The Left Wing consisted of twenty-seven thousand Dutch and Austrians under Count Kaunitz, which were stretched over the space from Bettignies, a little to the north of Maubeuge, to Dinant on the Meuse.
To these must be added fifteen thousand more Austrians under General Beaulieu, cantoned between Namur and Tréves, bringing the grand total of the Allied force to something over one hundred and sixty thousand men, of which at the very most one hundred and twenty thousand were free for work in the field.[216]
It will be noticed that the corps of Clerfaye and of the Duke of York had exchanged the places which they had occupied during the previous year, pursuant to the design of the British Ministers that the Duke of York should be kept under the immediate eye of Coburg. The first result of this interference was to spoil Clerfaye’s temper for the whole campaign; for he judged his force too weak for its task of defending the maritime provinces; and indeed it was only by the positive orders of Coburg that he consented to hold the command.[217] The whole arrangement, in fact, was calculated to cause confusion.

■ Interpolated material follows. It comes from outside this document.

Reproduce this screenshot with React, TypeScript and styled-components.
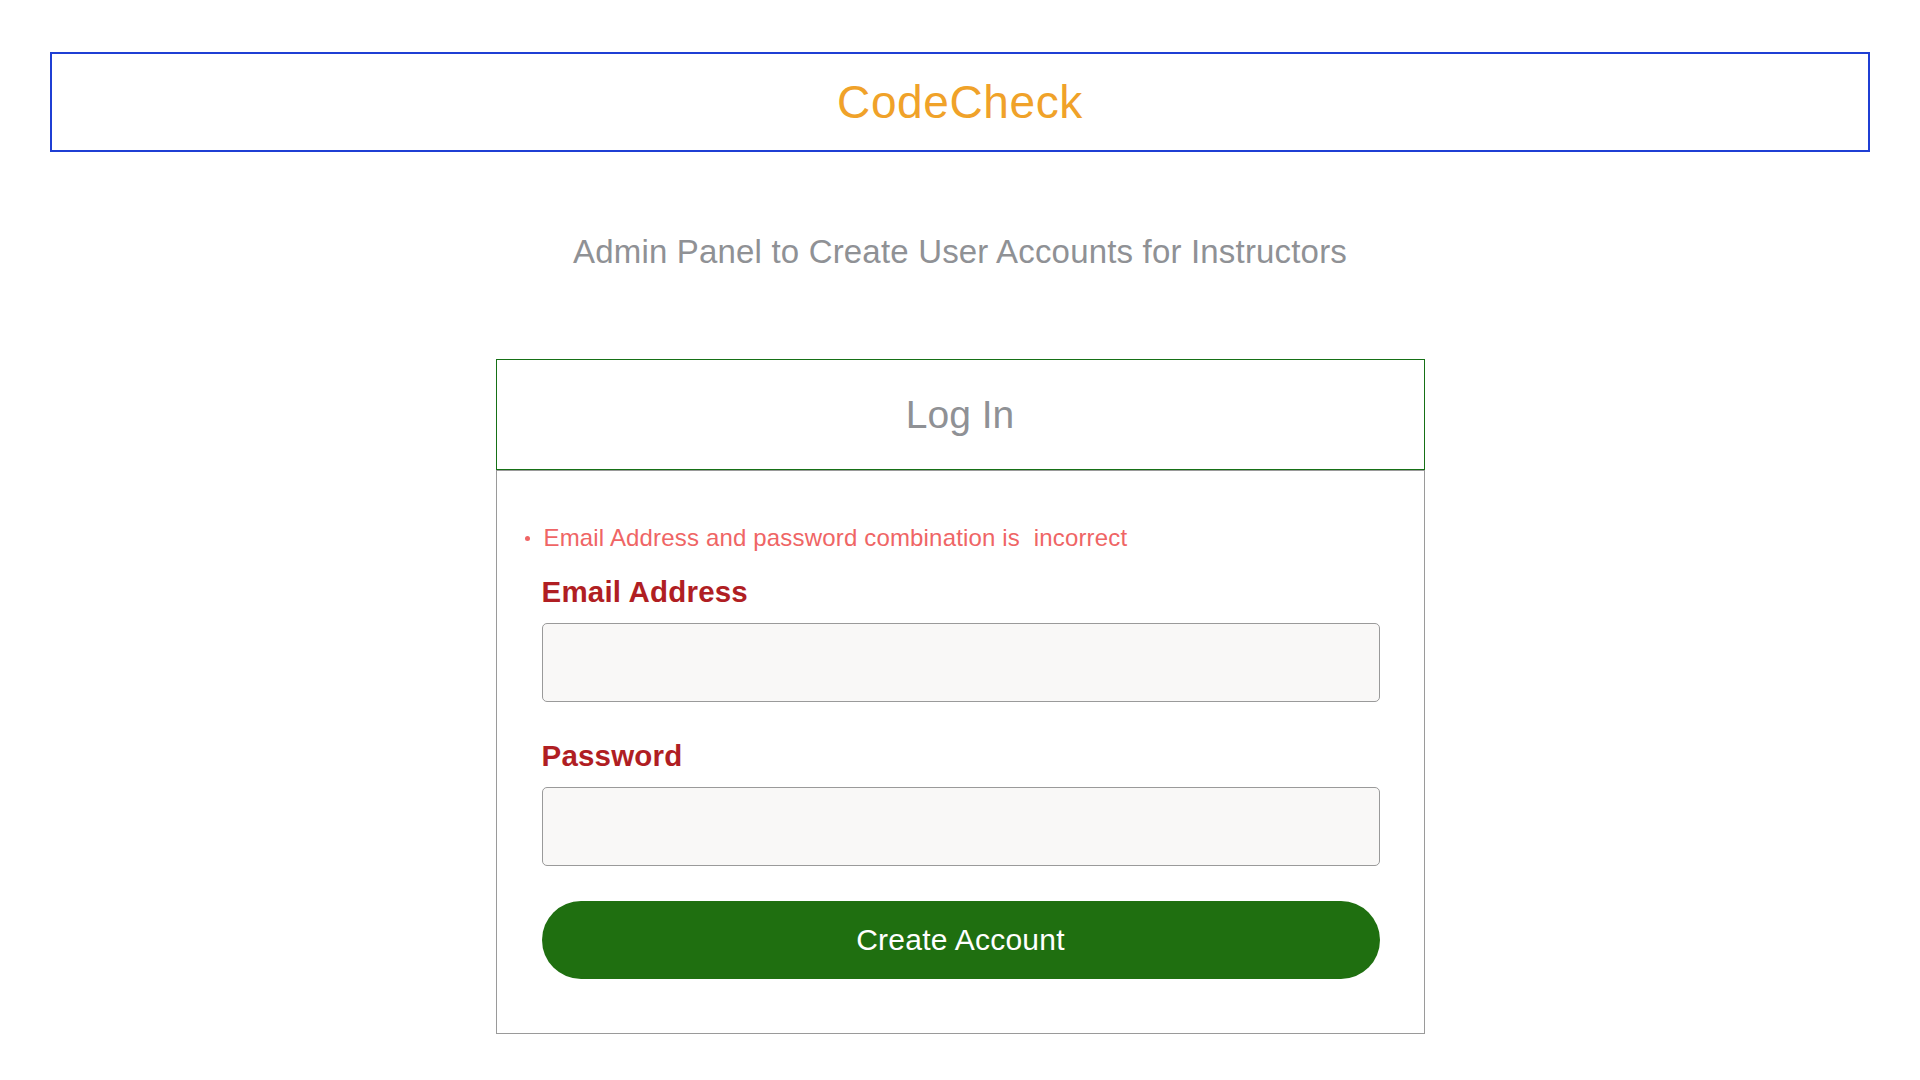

It was bad enough that the lines of retreat for the British and Austrians should be in exactly opposite directions; and the obvious course, upon the change of the Duke of York’s station, would have been to have shifted his base to Antwerp. But far from this, not only was his base continued at Ostend, but, to make matters worse, a brigade of British was placed under Clerfaye’s command, and a respectable number of Austrians under the Duke of York’s; so that in case of mishap, not only must the lines of retreat for the right and right centre intersect each other, but neither corps could retire upon its base without leading several of its regiments in the wrong direction.